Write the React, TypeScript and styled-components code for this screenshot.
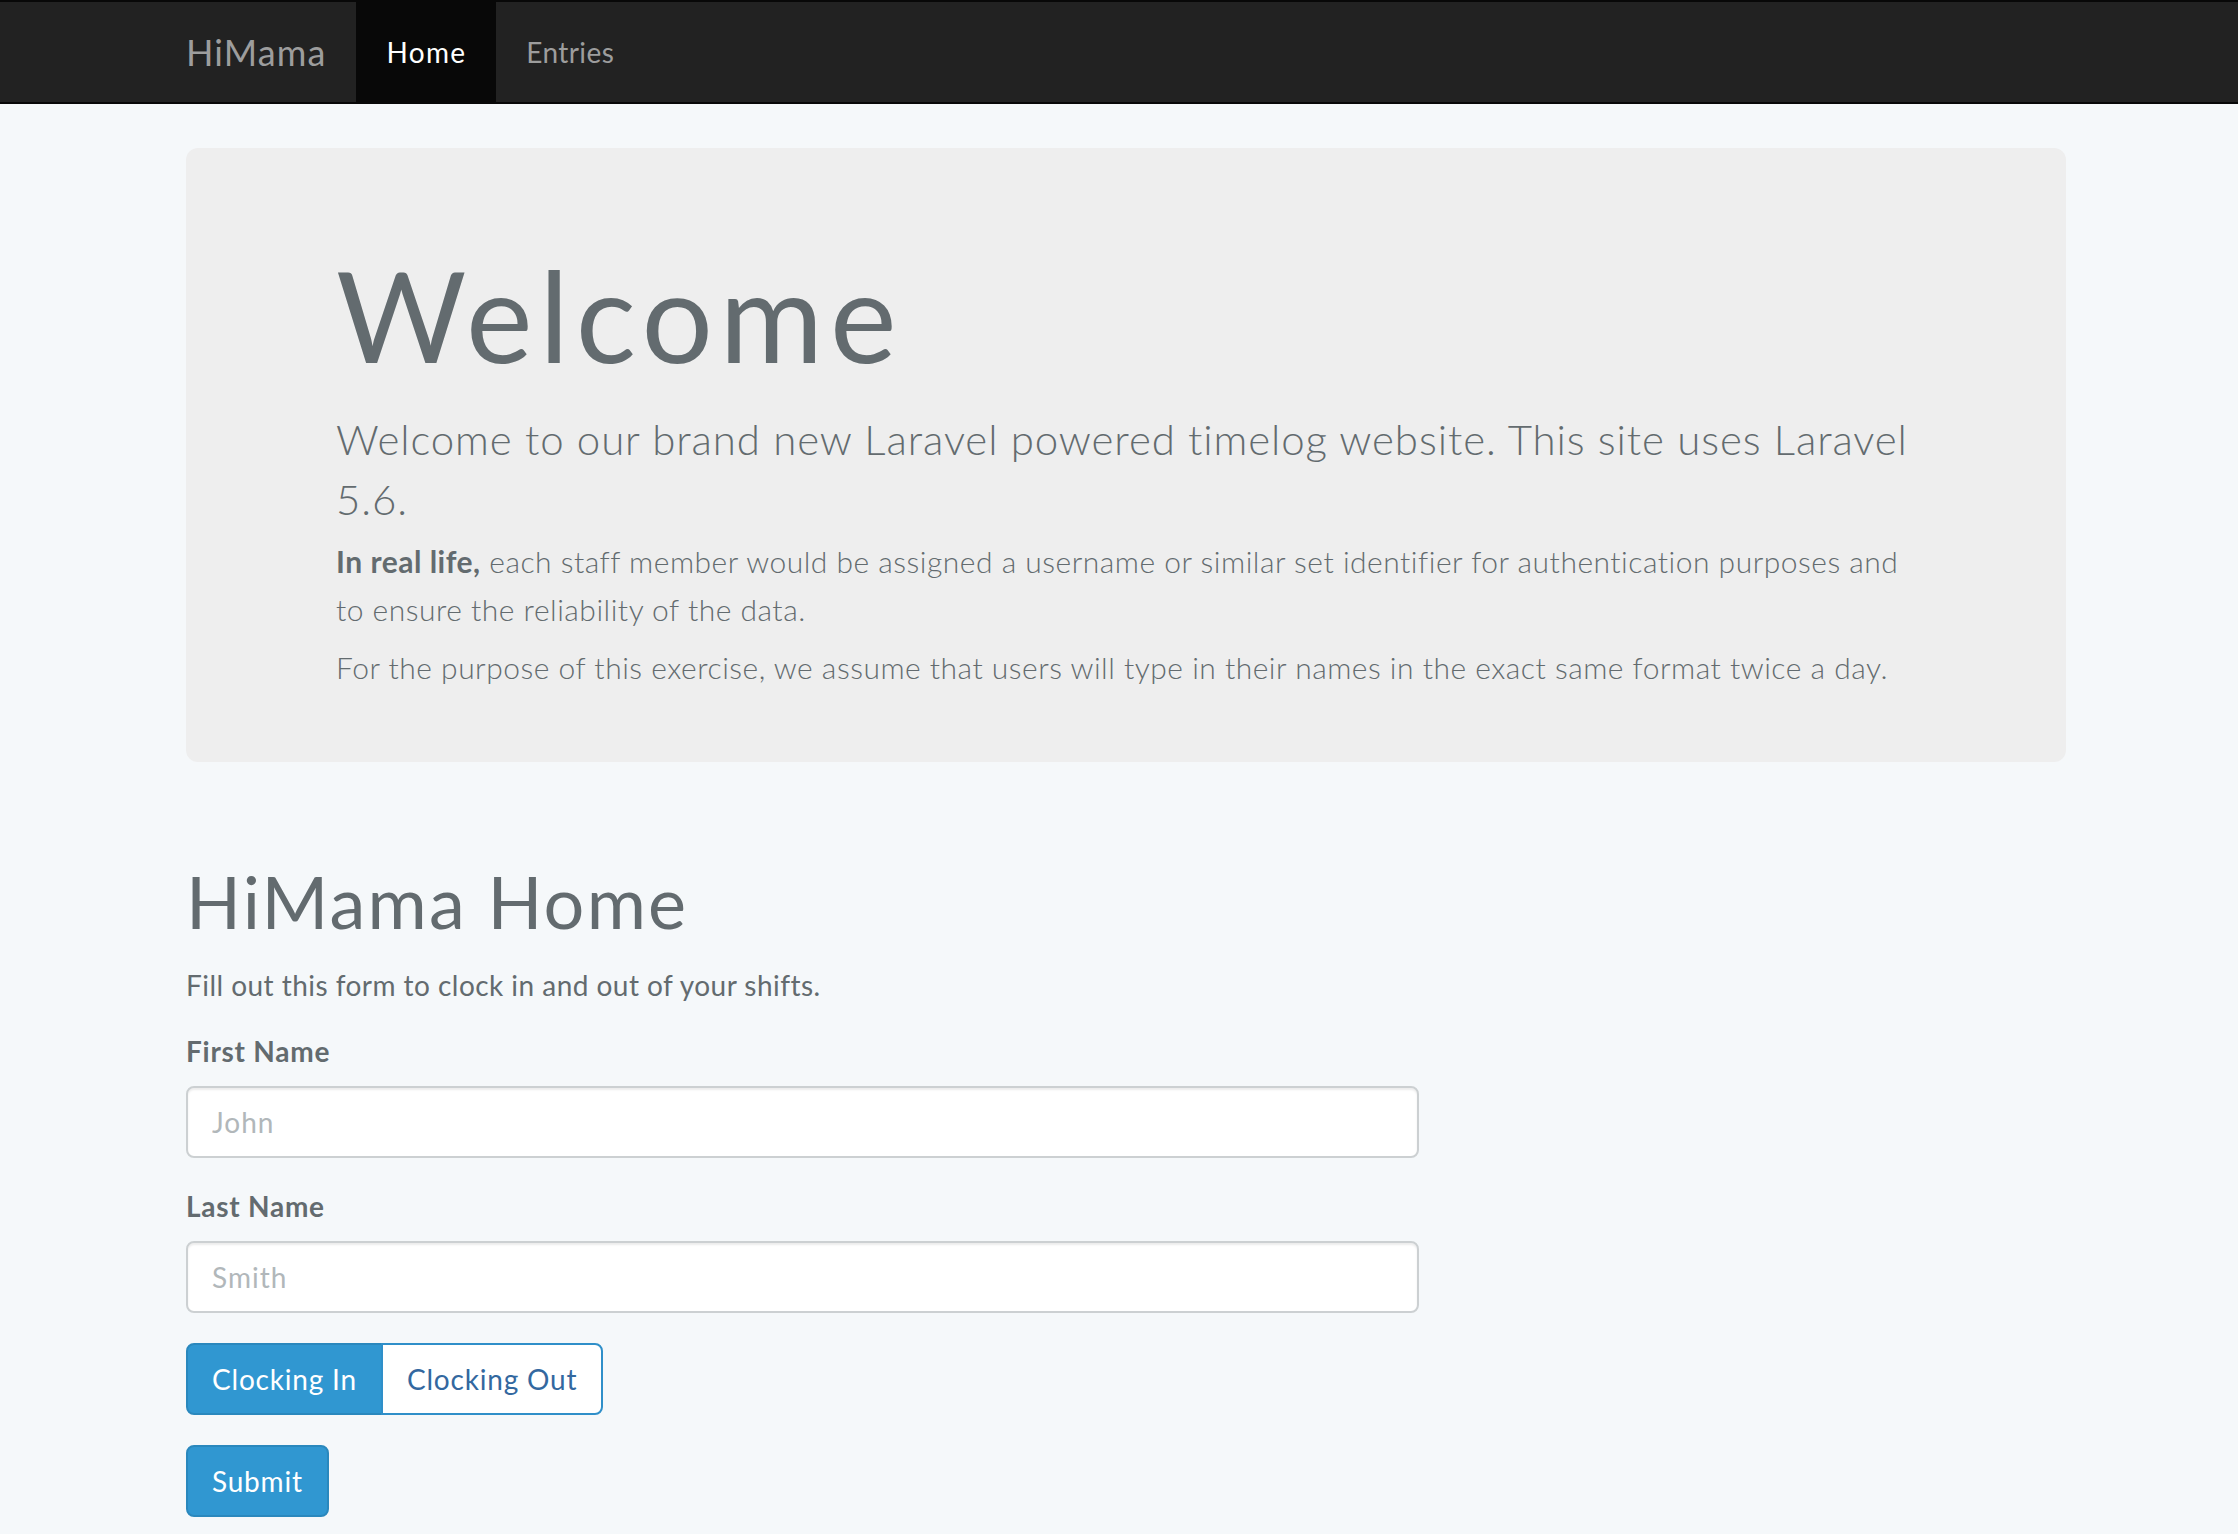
import React from "react";
import styled, { createGlobalStyle } from "styled-components";

const GlobalStyle = createGlobalStyle`
  * { box-sizing: border-box; }
  html, body { margin: 0; padding: 0; }
  body {
    background: #f5f8fa;
    color: #636b6f;
    font-family: Lato, "Open Sans", "Liberation Sans", sans-serif;
    font-size: 28px;
    line-height: 1.6;
    letter-spacing: 0.46px;
    min-height: 1534px;
  }
`;

const Navbar = styled.nav`
  background: #222;
  border-top: 2px solid #080808;
  border-bottom: 2px solid #080808;
  height: 104px;
`;

const Container = styled.div`
  width: 1880px;
  margin-left: calc(50% - 933px);
`;

const NavInner = styled(Container)`
  display: flex;
  align-items: stretch;
  height: 100px;
  margin-left: calc(50% - 963px);
`;

const Brand = styled.a`
  display: block;
  padding: 30px;
  font-size: 36px;
  line-height: 40px;
  letter-spacing: 1.1px;
  color: #9d9d9d;
  text-decoration: none;
`;

const NavList = styled.ul`
  display: flex;
  list-style: none;
  margin: 0;
  padding: 0;
`;

const NavLink = styled.a<{ $active?: boolean }>`
  display: block;
  padding: 30px;
  font-size: 28px;
  line-height: 40px;
  letter-spacing: ${(p) => (p.$active ? "1.3px" : "0.4px")};
  text-decoration: none;
  color: ${(p) => (p.$active ? "#fff" : "#9d9d9d")};
  background: ${(p) => (p.$active ? "#080808" : "transparent")};
`;

const Jumbotron = styled.section`
  margin-top: 44px;
  margin-bottom: 60px;
  background: #eee;
  border-radius: 12px;
  padding: 96px 150px 62px;
  height: 614px;
`;

const JumboTitle = styled.h1`
  margin: 2px 0 24px;
  font-size: 126px;
  line-height: 1.1;
  font-weight: 400;
  letter-spacing: 6.7px;
  color: #636b6f;
`;

const Lead = styled.p`
  margin: 0 0 8px;
  font-size: 42px;
  line-height: 60px;
  font-weight: 300;
  letter-spacing: 0.9px;
`;

const JumboText = styled.p`
  margin: 0 0 10px;
  font-size: 30px;
  line-height: 48px;
  font-weight: 300;
  letter-spacing: 0.5px;

  strong { font-weight: 700; }
`;

const FormColumn = styled.div`
  width: 1233px;
  padding-top: 40px;
`;

const PageTitle = styled.h1`
  margin: 0 0 22px;
  font-size: 72px;
  line-height: 1.1;
  font-weight: 400;
  letter-spacing: 2.2px;
  color: #636b6f;
`;

const Intro = styled.p`
  margin: 0 0 21px;
`;

const FormGroup = styled.div`
  margin-bottom: 26px;
`;

const Label = styled.label`
  display: block;
  margin-bottom: 12px;
  font-weight: 700;
  letter-spacing: 0.74px;
`;

const Input = styled.input`
  display: block;
  width: 100%;
  height: 72px;
  padding: 12px 24px;
  font-family: inherit;
  font-size: 28px;
  letter-spacing: 1px;
  color: #555;
  background: #fff;
  border: 2px solid #ccd0d2;
  border-radius: 8px;
  box-shadow: inset 0 2px 2px rgba(0, 0, 0, 0.075);
  outline: none;

  &::placeholder { color: #b1b7ba; }
`;

const ButtonGroup = styled.div`
  display: flex;
  width: fit-content;
  margin-top: 30px;
`;

const Button = styled.button<{ $primary?: boolean; $pos?: "left" | "right" | "single" }>`
  display: block;
  font-family: inherit;
  font-size: 28px;
  line-height: 44px;
  letter-spacing: 0.8px;
  padding: 12px 24px;
  border: 2px solid ${(p) => (p.$primary ? "#2a88bd" : "#2f8fc9")};
  background: ${(p) => (p.$primary ? "#3097d1" : "#fff")};
  color: ${(p) => (p.$primary ? "#fff" : "#33689f")};
  cursor: pointer;
  border-radius: ${(p) =>
    p.$pos === "left" ? "8px 0 0 8px" : p.$pos === "right" ? "0 8px 8px 0" : "8px"};
  margin-left: ${(p) => (p.$pos === "right" ? "-2px" : "0")};
`;

const SubmitRow = styled.div`
  display: flex;
  margin-top: 30px;
`;

export default function App() {
  return (
    <>
      <GlobalStyle />
      <Navbar>
        <NavInner>
          <Brand href="#">HiMama</Brand>
          <NavList>
            <li><NavLink href="#" $active>Home</NavLink></li>
            <li><NavLink href="#">Entries</NavLink></li>
          </NavList>
        </NavInner>
      </Navbar>
      <Container>
        <Jumbotron>
          <JumboTitle>Welcome</JumboTitle>
          <Lead>
            Welcome to our brand new Laravel powered timelog website. This site uses Laravel 5.6.
          </Lead>
          <JumboText>
            <strong>In real life,</strong> each staff member would be assigned a username or similar set
            identifier for authentication purposes and to ensure the reliability of the data.
          </JumboText>
          <JumboText>
            For the purpose of this exercise, we assume that users will type in their names in the exact
            same format twice a day.
          </JumboText>
        </Jumbotron>
        <FormColumn>
          <PageTitle>HiMama Home</PageTitle>
          <Intro>Fill out this form to clock in and out of your shifts.</Intro>
          <form onSubmit={(e) => e.preventDefault()}>
            <FormGroup>
              <Label htmlFor="first">First Name</Label>
              <Input id="first" placeholder="John" />
            </FormGroup>
            <FormGroup>
              <Label htmlFor="last">Last Name</Label>
              <Input id="last" placeholder="Smith" />
            </FormGroup>
            <ButtonGroup>
              <Button type="button" $primary $pos="left">Clocking In</Button>
              <Button type="button" $pos="right">Clocking Out</Button>
            </ButtonGroup>
            <SubmitRow>
              <Button type="submit" $primary $pos="single">Submit</Button>
            </SubmitRow>
          </form>
        </FormColumn>
      </Container>
    </>
  );
}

Work instructions → Find each line that has the word "React", then copy it out.

Reply to the task →
Write the React, TypeScript and styled-components code for this screenshot.
import React from "react";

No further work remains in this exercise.